Over the past several years, Beijing has developed a number of oil fields, built a 930-mile (1,496 km) pipeline, a refinery and a port. As a country, Sudan represents one of China’s largest overseas investments, worth more than three billion US dollars.

The government in Khartoum is believed to have a grip on Africa’s greatest unexploited oil resources, surpassing even those in the Gulf of Guinea. Sudan’s oilfields produce an estimated 500,000 barrels a day, but oil analysts say this represents only 15 percent of Sudan’s total reserves. With an economy that has maintained double-digit growth in five consecutive years, China is keen to retain its presence in Sudan as a key investor and commodities buyer to secure its future supplies.

But the conflict in Darfur that has claimed more than 300,000 lives and displaced some 2.5 million people from their homes in western Sudan since 2003 has cast a shadow on China’s presence in the region. As a veto wielding member of the U.N. Security Council, China has abstained from voting on most measures designed to entice or force Sudan to protect human rights there.

China is also Khartoum’s biggest arms supplier and has been accused by rights organisations of violating the U.N. arms embargo in Darfur by supplying arms to government-backed militia that has been battling rebels there for five years.

Earlier this year, U.S. film director Steven Spielberg pulled out as one of the Beijing games’ artistic advisers in protest over China’s close economic ties with Sudan and its protection of Khartoum. Consequent calls for political leaders to boycott the Olympics have mostly gone unheeded but the criticism has pushed Beijing to take a more active, and public, role in resolving the Darfur conflict.

Beijing defends its role in the region by stressing the largess of its aid contribution to the war-torn country and explaining the success of its “subtle diplomacy” in pushing the Sudanese government to accept United Nations-African Union peacekeeping forces.

Chinese diplomats say the country has provided material aid worth 80 million yuan (11 million dollars) to Sudan. This month Beijing gave a ceremonial send-off to 172 People’s Liberation Army engineers, joining another group of 143 Chinese peacekeepers at the U.N.-African Union peacekeeping operation in Darfur.

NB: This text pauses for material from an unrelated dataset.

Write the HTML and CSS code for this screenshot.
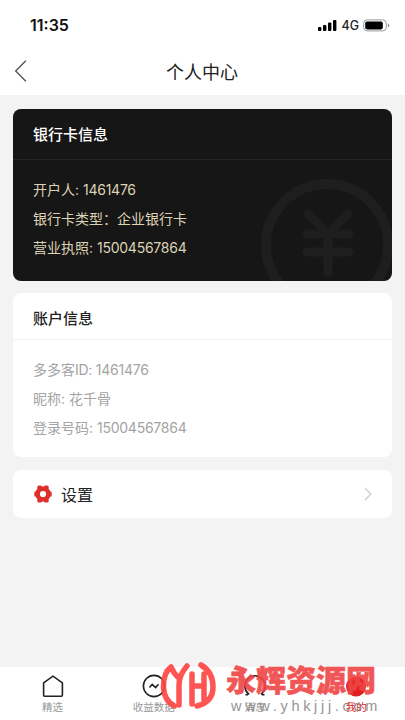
FILE: index.html
```html
<!DOCTYPE html>
<html lang="zh-CN">
<head>
<meta charset="utf-8">
<title>个人中心</title>
<link rel="stylesheet" href="styles.css">
</head>
<body>
<div class="app">
  <header class="top">
    <div class="status">
      <span class="time">11:35</span>
      <span class="indicators">
        <svg width="20" height="13" viewBox="0 0 20 13"><rect x="1" y="8" width="3.4" height="4" rx="1"/><rect x="6" y="6" width="3.4" height="6" rx="1"/><rect x="11" y="3.5" width="3.4" height="8.5" rx="1"/><rect x="16" y="1" width="3.4" height="11" rx="1"/></svg>
        <span class="net">4G</span>
        <svg width="27" height="13" viewBox="0 0 27 13"><rect x=".7" y=".9" width="22.6" height="11" rx="3.4" fill="none" stroke="#999"/><rect x="2.2" y="2.4" width="17.6" height="8" rx="1.8"/><path d="M24.8 4.6q1.5.3 1.5 1.8t-1.5 1.8z" fill="#999"/></svg>
      </span>
    </div>
    <nav class="nav">
      <svg class="back" width="14" height="22" viewBox="0 0 14 22"><path d="M11.800.8 1.700 11l10.100 10.200" fill="none" stroke="#555" stroke-width="1.400"/></svg>
      <h1>个人中心</h1>
    </nav>
  </header>
  <main>
    <section class="card bank">
      <svg class="yen" width="132" height="102" viewBox="0 0 132 102"><g fill="none" stroke="#1e1e1e" stroke-linecap="round"><circle cx="66" cy="66" r="61" stroke-width="10"/><path d="M47 35 67 54 87 35M46 55h42M46 73h42M67 55v39" stroke-width="9"/></g></svg>
      <h2>银行卡信息</h2>
      <div class="rows">
        <p>开户人: <b>1461476</b></p>
        <p>银行卡类型：企业银行卡</p>
        <p>营业执照: <b>15004567864</b></p>
      </div>
    </section>
    <section class="card account">
      <h2>账户信息</h2>
      <div class="rows">
        <p>多多客<b>ID: 1461476</b></p>
        <p>昵称: 花千骨</p>
        <p>登录号码: <b>15004567864</b></p>
      </div>
    </section>
    <section class="card setting">
      <svg width="18" height="18" viewBox="0 0 18 18"><path d="M9 2.600 14.600 5.800v6.400L9 15.400l-5.600-3.200V5.800z" fill="#dc3029" stroke="#dc3029" stroke-width="2.500"/><g fill="#dc3029"><rect x="3.300" y=".4" width="4.800" height="5" rx="1.500"/><rect x="9.900" y=".4" width="4.800" height="5" rx="1.500"/><rect x="3.300" y="12.600" width="4.800" height="5" rx="1.500"/><rect x="9.900" y="12.600" width="4.800" height="5" rx="1.500"/><rect x=".3" y="6.300" width="5" height="5.400" rx="1.500"/><rect x="12.700" y="6.300" width="5" height="5.400" rx="1.500"/></g><circle cx="9" cy="9" r="3.100" fill="#fff"/></svg>
      <span>设置</span>
      <svg class="go" width="8" height="14" viewBox="0 0 8 14"><path d="m1 1 5.800 6L1 13" fill="none" stroke="#d0d0d0" stroke-width="1.500"/></svg>
    </section>
  </main>
  <footer class="tabs">
    <div class="tab"><svg width="24" height="24" viewBox="0 0 24 24"><path d="M2.600 8.800 12 2.200l9.400 6.600v12.400q0 1-1 1H3.600q-1 0-1-1z"/></svg><span>精选</span></div>
    <div class="tab"><svg width="24" height="24" viewBox="0 0 24 24"><circle cx="12" cy="12" r="10.600"/><path d="m7.500 13.500 2.700-3.200 3.400 3.200 2.900-3.200"/></svg><span>收益数据</span></div>
    <div class="tab"><svg width="24" height="24" viewBox="0 0 24 24"><path d="M2.500 20.800h2l1-1A10.200 10.200 0 1 1 18.500 19.800l1 1h2"/></svg><span>消息</span></div>
    <div class="tab active"><svg width="24" height="24" viewBox="0 0 24 24"><circle cx="12" cy="12.500" r="10"/></svg><span>我的</span></div>
  </footer>
  <div class="mark">
    <svg width="60" height="58" viewBox="0 0 60 58"><g fill="none" stroke="#ff4340" stroke-width="5.500" stroke-linecap="round" stroke-linejoin="round"><path d="M13 11Q5 17 5.500 32q1 13 11 18M13 11q3 7 8 11M29 10Q21 19 21 29v20M34 18v30M34 30h12M46 18v26M43 9q12 7 12 22T39 50"/></g></svg>
    <div class="words"><strong>永辉资源网</strong><em>www.yhkjjj.com</em></div>
  </div>
</div>
</body>
</html>
```
FILE: styles.css
```css
* { box-sizing: border-box; margin: 0; padding: 0; }
body { font-family: Inter, "Noto Sans CJK SC", sans-serif; color: #222; }
svg { display: block; flex: none; }
.app { position: relative; width: 405px; height: 720px; overflow: hidden; background: #f3f3f3; display: flex; flex-direction: column; }
.top { height: 95px; background: #fff; }
.status { height: 49px; padding: 1px 15px 0 30px; display: flex; align-items: center; justify-content: space-between; }
.time { font-size: 16px; font-weight: 600; color: #111; }
.indicators { display: flex; align-items: center; gap: 4px; }
.net { font-size: 12.500px; font-weight: 500; }
.nav { height: 44px; display: grid; grid-template-columns: 60px 1fr 60px; align-items: center; }
.back { margin-left: 14px; }
.nav h1 { font-size: 18px; font-weight: 400; text-align: center; line-height: 26px; padding-top: 3px; margin-left: -1px; }
main { flex: 1; padding: 14px 13px 0; }
.card { background: #fff; border-radius: 8px; overflow: hidden; }
.card h2 { height: 47px; padding-left: 20px; font-size: 15px; font-weight: 500; line-height: 52px; border-bottom: 1px solid #f3f3f3; }
.rows { padding: 15px 20px 0; font-size: 14px; line-height: 29.200px; }
.rows b { font-weight: 400; letter-spacing: -.25px; }
.account { height: 164px; margin-top: 12px; }
.account .rows { color: #a4a4a4; }
.bank { position: relative; height: 172px; background: #161616; }
.bank h2 { height: 51px; color: #fff; border-color: #252525; }
.bank .rows { position: relative; color: #ddd2b5; }
.yen { position: absolute; right: -1px; bottom: 0; }
.setting { height: 48px; margin-top: 13px; padding: 0 20px 0 21px; display: flex; align-items: center; gap: 9px; font-size: 16px; }
.go { margin-left: auto; }
.tabs { height: 53px; background: #fff; display: grid; grid-template-columns: repeat(4, 101.200px); padding-left: 2px; }
.tab { display: flex; flex-direction: column; align-items: center; padding-top: 7px; font-size: 10.500px; line-height: 20px; color: #999; }
.tab svg { fill: none; stroke: #222; stroke-width: 1.600; }
.tab.active { color: #e02020; }
.tab.active svg { fill: #e02020; stroke: none; }
.mark { position: absolute; left: 158px; top: 656px; display: flex; gap: 8px; opacity: .9; }
.words { display: flex; flex-direction: column; color: #f04444; }
.words strong { font-size: 30px; line-height: 36px; font-weight: 900; padding-top: 6px; -webkit-text-stroke: .6px #f04444; }
.words em { margin-left: 5px; font: 14.500px/16px "Liberation Sans", sans-serif; letter-spacing: 3.700px; color: #8a8a8a; }
```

China opposes Al-Bashir’s indictment because it fears it would set a precedent that could, at some point, be turned on itself, argued Ren Xiao, professor at Institute of International Studies at Shanghai Fudan University.

“China’s diplomatic thoughts and practices originate from the heritage of traditional Chinese thinking as magnanimity, embodied by Confucius’s millennium-old saying of ‘do not do to others what you would not have them do to you’,” he wrote in a commentary on China’s stance on Al-Bashir’s indictment in the ‘China Daily’ last week.

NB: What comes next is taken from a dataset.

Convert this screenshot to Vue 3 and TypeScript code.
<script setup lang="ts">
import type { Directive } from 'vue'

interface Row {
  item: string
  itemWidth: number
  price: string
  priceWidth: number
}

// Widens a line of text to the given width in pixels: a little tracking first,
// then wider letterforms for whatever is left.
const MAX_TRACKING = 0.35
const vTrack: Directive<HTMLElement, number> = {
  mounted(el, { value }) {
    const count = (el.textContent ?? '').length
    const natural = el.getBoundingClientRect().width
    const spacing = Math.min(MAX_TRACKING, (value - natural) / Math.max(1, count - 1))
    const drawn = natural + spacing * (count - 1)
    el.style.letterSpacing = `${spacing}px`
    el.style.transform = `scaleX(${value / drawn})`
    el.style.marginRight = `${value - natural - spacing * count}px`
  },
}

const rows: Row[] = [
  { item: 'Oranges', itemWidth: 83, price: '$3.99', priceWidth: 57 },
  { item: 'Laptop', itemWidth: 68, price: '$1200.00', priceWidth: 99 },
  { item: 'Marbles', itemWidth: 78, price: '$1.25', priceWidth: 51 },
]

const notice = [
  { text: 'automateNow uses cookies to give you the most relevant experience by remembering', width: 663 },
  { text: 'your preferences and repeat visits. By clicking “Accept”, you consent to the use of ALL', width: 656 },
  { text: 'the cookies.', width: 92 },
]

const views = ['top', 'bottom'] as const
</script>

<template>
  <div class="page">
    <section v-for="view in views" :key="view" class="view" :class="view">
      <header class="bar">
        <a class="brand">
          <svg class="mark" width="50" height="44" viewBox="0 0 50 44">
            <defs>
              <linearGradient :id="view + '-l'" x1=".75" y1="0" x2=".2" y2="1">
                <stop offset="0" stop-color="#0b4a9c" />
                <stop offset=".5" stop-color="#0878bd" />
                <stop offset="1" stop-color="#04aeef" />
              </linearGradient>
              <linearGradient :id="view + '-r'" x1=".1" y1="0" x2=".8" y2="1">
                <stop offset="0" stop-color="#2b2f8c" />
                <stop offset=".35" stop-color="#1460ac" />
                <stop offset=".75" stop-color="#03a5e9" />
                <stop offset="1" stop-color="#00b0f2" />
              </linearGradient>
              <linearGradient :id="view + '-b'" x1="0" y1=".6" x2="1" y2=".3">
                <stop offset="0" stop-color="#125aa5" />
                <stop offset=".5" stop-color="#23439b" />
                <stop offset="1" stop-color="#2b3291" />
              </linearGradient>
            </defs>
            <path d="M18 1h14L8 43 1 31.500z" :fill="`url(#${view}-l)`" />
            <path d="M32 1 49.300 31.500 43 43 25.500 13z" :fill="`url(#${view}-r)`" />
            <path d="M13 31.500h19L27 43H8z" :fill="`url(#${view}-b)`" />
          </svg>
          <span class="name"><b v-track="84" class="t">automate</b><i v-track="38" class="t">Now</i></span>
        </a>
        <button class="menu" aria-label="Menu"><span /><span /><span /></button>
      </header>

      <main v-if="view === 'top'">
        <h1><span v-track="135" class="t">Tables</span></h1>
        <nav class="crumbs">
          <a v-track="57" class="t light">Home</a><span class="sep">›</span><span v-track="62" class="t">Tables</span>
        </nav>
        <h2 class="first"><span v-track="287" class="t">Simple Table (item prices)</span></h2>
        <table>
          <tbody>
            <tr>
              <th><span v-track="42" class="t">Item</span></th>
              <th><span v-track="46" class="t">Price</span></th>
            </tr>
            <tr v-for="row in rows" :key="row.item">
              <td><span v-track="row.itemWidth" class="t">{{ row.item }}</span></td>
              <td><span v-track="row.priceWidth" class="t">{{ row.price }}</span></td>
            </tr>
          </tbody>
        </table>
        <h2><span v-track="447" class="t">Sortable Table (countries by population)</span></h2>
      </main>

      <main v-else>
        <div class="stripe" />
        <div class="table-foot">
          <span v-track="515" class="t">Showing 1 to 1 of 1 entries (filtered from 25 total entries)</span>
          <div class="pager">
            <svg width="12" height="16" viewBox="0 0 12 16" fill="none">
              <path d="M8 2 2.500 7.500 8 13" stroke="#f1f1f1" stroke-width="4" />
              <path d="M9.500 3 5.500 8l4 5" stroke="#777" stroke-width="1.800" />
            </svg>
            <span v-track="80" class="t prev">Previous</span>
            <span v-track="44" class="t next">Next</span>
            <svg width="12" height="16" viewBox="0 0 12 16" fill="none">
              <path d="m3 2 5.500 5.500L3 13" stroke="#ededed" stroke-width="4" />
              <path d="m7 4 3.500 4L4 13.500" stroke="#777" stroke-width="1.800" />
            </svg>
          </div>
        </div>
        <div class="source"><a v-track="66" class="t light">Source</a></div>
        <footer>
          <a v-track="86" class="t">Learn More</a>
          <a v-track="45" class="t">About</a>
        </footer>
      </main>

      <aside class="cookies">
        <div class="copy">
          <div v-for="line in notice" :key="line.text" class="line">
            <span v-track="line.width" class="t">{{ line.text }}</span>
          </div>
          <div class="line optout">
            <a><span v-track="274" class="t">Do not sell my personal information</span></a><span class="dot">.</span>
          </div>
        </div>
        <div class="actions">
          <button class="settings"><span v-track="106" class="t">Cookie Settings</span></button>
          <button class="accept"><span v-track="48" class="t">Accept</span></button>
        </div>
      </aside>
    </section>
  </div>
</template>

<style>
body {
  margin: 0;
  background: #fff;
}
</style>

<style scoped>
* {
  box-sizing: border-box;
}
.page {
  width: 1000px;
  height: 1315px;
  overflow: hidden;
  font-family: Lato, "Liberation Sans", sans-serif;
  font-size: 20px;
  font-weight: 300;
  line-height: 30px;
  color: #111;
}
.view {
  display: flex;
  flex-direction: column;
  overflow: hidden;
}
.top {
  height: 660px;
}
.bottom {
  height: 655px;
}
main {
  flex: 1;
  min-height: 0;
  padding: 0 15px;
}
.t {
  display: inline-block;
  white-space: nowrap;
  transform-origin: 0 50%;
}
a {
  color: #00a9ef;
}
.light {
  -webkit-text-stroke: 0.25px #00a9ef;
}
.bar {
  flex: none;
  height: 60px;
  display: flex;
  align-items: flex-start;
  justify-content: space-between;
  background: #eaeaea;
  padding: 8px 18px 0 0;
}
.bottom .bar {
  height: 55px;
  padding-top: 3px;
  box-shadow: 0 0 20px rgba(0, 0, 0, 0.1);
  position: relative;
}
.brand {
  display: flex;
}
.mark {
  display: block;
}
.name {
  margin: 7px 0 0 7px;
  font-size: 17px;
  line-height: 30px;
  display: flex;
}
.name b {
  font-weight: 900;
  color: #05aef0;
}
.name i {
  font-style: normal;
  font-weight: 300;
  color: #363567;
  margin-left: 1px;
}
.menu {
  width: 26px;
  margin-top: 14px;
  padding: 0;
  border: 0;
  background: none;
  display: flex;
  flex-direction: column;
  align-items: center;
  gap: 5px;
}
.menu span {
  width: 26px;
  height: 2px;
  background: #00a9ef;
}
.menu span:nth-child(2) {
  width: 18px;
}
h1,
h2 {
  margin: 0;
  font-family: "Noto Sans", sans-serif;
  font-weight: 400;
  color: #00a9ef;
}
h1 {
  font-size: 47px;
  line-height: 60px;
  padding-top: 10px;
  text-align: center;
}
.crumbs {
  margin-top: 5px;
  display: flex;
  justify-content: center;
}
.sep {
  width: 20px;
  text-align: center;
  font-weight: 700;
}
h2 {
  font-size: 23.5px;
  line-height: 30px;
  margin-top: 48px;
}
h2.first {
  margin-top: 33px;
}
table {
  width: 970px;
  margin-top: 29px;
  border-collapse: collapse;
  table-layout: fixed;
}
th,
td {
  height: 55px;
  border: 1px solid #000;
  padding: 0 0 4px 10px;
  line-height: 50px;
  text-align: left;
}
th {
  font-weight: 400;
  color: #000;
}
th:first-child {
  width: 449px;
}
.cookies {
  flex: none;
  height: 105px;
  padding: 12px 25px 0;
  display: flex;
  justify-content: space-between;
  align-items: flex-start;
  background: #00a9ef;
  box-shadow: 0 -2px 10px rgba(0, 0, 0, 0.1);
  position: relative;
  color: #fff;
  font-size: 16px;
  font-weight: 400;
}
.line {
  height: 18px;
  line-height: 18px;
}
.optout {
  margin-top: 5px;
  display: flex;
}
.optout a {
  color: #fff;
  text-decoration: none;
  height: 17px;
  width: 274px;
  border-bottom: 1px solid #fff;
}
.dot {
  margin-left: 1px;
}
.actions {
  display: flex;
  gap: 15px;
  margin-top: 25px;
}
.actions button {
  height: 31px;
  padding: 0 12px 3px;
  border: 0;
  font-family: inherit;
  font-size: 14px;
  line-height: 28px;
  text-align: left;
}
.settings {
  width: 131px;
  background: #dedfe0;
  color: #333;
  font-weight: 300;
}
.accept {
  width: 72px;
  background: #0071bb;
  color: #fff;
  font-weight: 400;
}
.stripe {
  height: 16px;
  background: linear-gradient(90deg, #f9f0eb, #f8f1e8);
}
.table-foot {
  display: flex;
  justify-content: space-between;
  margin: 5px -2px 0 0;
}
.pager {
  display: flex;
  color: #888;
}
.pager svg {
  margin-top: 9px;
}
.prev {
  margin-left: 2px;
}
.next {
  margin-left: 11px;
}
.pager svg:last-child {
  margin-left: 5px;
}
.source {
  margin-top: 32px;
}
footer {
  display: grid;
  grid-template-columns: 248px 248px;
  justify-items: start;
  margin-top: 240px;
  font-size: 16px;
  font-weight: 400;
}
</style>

But Chinese academics have also seized on the arrest of former Bosnian Serb political leader Radovan Karadzic on charges of genocide this month to raise questions about the credibility of the ICC in prosecuting war criminals.

“It is a legitimate question to ask why some who were indicted go unpunished while a small number of crime perpetrators are called to justice,” says Yu Fei, professor at the China Politics and Law University. “The International Crime Tribunal for former Yugoslavia is perceived as an enhancement of the international criminal justice delivered at the Nuremberg and Tokyo tribunals but it has been mired in controversy. And given how many other crime tribunals have been set up recently one needs to consider whose justice is being served out there.”

In his meeting with Sudan’s special envoy this week Vice-President Xi Jinping suggested relevant parties should consider the Arab League and African Union calls on the U.N. Security Council to halt sentencing Al-Bashir.

Also this week, China and Russia backed a proposal submitted by Libya and South Africa to the Security Council to include a provision halting the ICC action against Al-Bashir in a resolution aimed at extending the mandate of the joint U.N.-African Union peacekeeping mission in Darfur.